First, that it is simple and unlikely people who God tends to take hold of for salvation. This is full of hope and humbling. In the end, it is quite a simple truth that we latch onto for conversion, or perhaps better, that latches onto us.
Second, that even the most novice creature in Christ really is new, and like Carl, is marked by confidence and wisdom that were not in his nature before. This is also humbling and hopefilled.
Keep it up!
Hey Ryan,
Yes, those two points were the major points I had in mind for that particular episode on top of the wall. Of course, as you also said, there are bigger themes in the chapter that you wouldn’t necessarily pick up on if you’re just jumping in right there without the background of the rest of the story.
Work for the glory of the King tonight!
Thanks, Nathan
Let us know when this gets published, and I will look forward to reading more as time allows.

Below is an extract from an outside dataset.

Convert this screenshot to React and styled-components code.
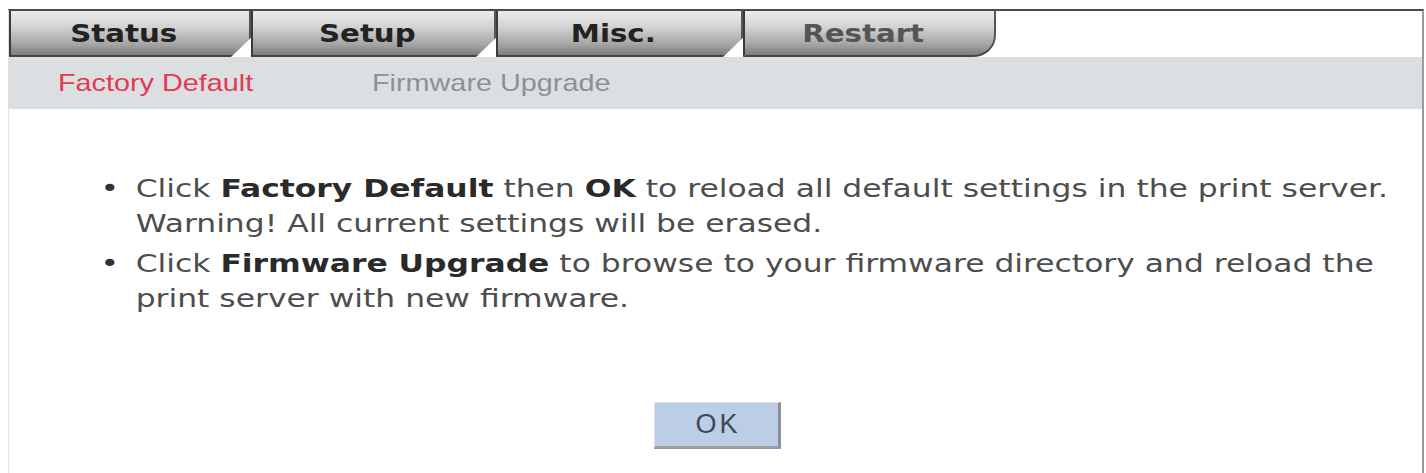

Along these lines, some of the most paradigm-blowing accounts I have heard are of believers in the persecuted world standing up to the death for their faith days, and sometimes hours after conversion. This with only a fraction of the knowledge of Scripture that you and I are blessed to enjoy! Like the wretch on the cross next to Jesus, the one thing that they do know proves to be the most powerful truth in the universe: aligning oneself with Jesus is the only thing that ultimately matters; the only way to be assured that one will be brought safely into the New Heavens and the New Earth.